Calculator in Board Exams for Dyslexic Students: SC Asks CBSE to Decide on Case-by-case Basis
A bench headed by Chief Justice of India Ranjan Gogoi said that there cannot be uniform rule in this regard and the CBSE should make a decision taking into account the sensibilities and needs of the candidates concerned.
A file photo of the Supreme Court. (PTI)
New Delhi: The Supreme Court has asked the CBSE to decide on a case-by-case basis whether a calculator should be allowed for examinees suffering from dyslexia or other form of disabilities.
A bench headed by Chief Justice of India Ranjan Gogoi said that there cannot be uniform rule in this regard and that the Central Board of Secondary Education (CBSE) should make a decision taking into account the sensibilities and needs of the candidates concerned.

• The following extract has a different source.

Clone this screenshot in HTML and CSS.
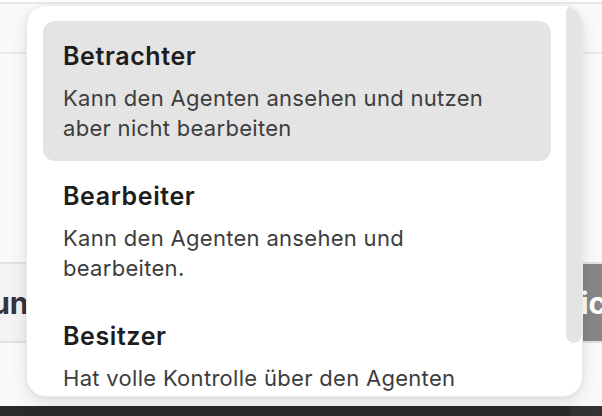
FILE: index.html
```html
<!DOCTYPE html>
<html lang="de">
<head>
<meta charset="utf-8">
<title>Rollen</title>
<link rel="stylesheet" href="styles.css">
</head>
<body>
<div class="page">
  <div class="topstrip"></div>
  <div class="header"></div>
  <div class="spacer"></div>
  <div class="actions">
    <div class="btn btn-secondary"><span>Einstellungen</span></div>
    <div class="gap"></div>
    <div class="btn btn-primary"><span>Speichern</span></div>
  </div>
  <div class="spacer2"></div>
  <div class="bottombar"><div class="bb-left"></div><div class="bb-right"></div></div>

  <div class="dropdown">
    <div class="list">
      <div class="option active">
        <div class="opt-title">Betrachter</div>
        <div class="opt-desc">Kann den Agenten ansehen und nutzen aber nicht bearbeiten</div>
      </div>
      <div class="option">
        <div class="opt-title">Bearbeiter</div>
        <div class="opt-desc">Kann den Agenten ansehen und bearbeiten.</div>
      </div>
      <div class="option">
        <div class="opt-title">Besitzer</div>
        <div class="opt-desc">Hat volle Kontrolle über den Agenten</div>
      </div>
    </div>
    <div class="thumb"></div>
  </div>
</div>
</body>
</html>
```

FILE: styles.css
```css
* { box-sizing: border-box; }
html, body { margin: 0; padding: 0; }
body {
  width: 602px;
  height: 416px;
  overflow: hidden;
  background: #fafafa;
  font-family: Inter, "Noto Sans", sans-serif;
}
.page {
  position: relative;
  width: 602px;
  height: 416px;
  display: flex;
  flex-direction: column;
  overflow: hidden;
}
.topstrip {
  height: 4px;
  background: #ffffff;
  border-bottom: 2px solid #e8e8e8;
}
.header {
  height: 50px;
  border-bottom: 2px solid #e8e8e8;
  background: #fafafa;
}
.spacer { height: 208px; }
.actions {
  height: 81px;
  display: flex;
  border-top: 2px solid #e2e2e2;
  border-bottom: 2px solid #e2e2e2;
  background: #f3f3f3;
}
.btn {
  flex: none;
  display: flex;
  align-items: center;
  overflow: hidden;
  white-space: nowrap;
  font-size: 30px;
  font-weight: 700;
}
.btn-secondary {
  width: 86px;
  justify-content: flex-end;
  padding-right: 2px;
  color: #33333f;
}
.gap { flex: 1; }
.btn-primary {
  width: 80px;
  background: #878787;
  color: #ffffff;
  justify-content: flex-start;
  padding-left: 2px;
}
.spacer2 { flex: 1; background: #fafafa; }
.bottombar {
  height: 10px;
  display: flex;
}
.bb-left { flex: 1; background: #2a2a2a; }
.bb-right { width: 32px; background: #333333; }

.dropdown {
  position: absolute;
  left: 26px;
  top: 5px;
  width: 557px;
  height: 392px;
  background: #ffffff;
  border: 1px solid #ececec;
  border-radius: 20px;
  box-shadow: 0 6px 18px rgba(0, 0, 0, 0.10), 0 1px 4px rgba(0, 0, 0, 0.05);
  overflow: hidden;
}
.list {
  padding: 15px 31px 0 16px;
  display: flex;
  flex-direction: column;
}
.option {
  padding: 19px 44px 18px 20px;
  border-radius: 12px;
}
.option.active { background: #e4e4e4; }
.opt-title {
  font-size: 25px;
  line-height: 32px;
  font-weight: 600;
  letter-spacing: 0.6px;
  color: #1d1d1d;
}
.opt-desc {
  margin-top: 11px;
  font-size: 22px;
  line-height: 30px;
  letter-spacing: 0.3px;
  color: #3d3d3d;
}
.thumb {
  position: absolute;
  top: -1px;
  right: 0;
  width: 16px;
  height: 338px;
  border-radius: 8px;
  background: #e4e4e4;
}
```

"The question of providing concessions/facilities to the children/ persons with disabilities, naturally, would depend upon the facts of each case. Consequently, all questions arising are left open to be decided in appropriate cases," stated the Court in its recent order.
In 2007, the CBSE had moved the top court in appeal against two orders by the Bombay High Court, allowing use of calculator by candidates suffering from dyslexia.
In its order, the High Court had noted that the Maharashtra state education board already had provisions for allotting extra time and use of calculators for examinees suffering from disability of certain kinds.
The High Court had also shot down the Board's contention that such candidates should not opt for subjects such as mathematics, accounts, physics and chemistry.
It has said that the CBSE should rather encourage these candidates for opting such subjects.
While admitting the appeal in 2007, the apex court had stayed the High Court order and the matter remained pending ever since.
Recently, the bench took up the matter for final disposal and underscored that the High Court order was confined to the facts of that particular case. It said that there was no point keeping the matter pending and that it could be wrapped up by asking the Board to take appropriate decision in a given facts of the case.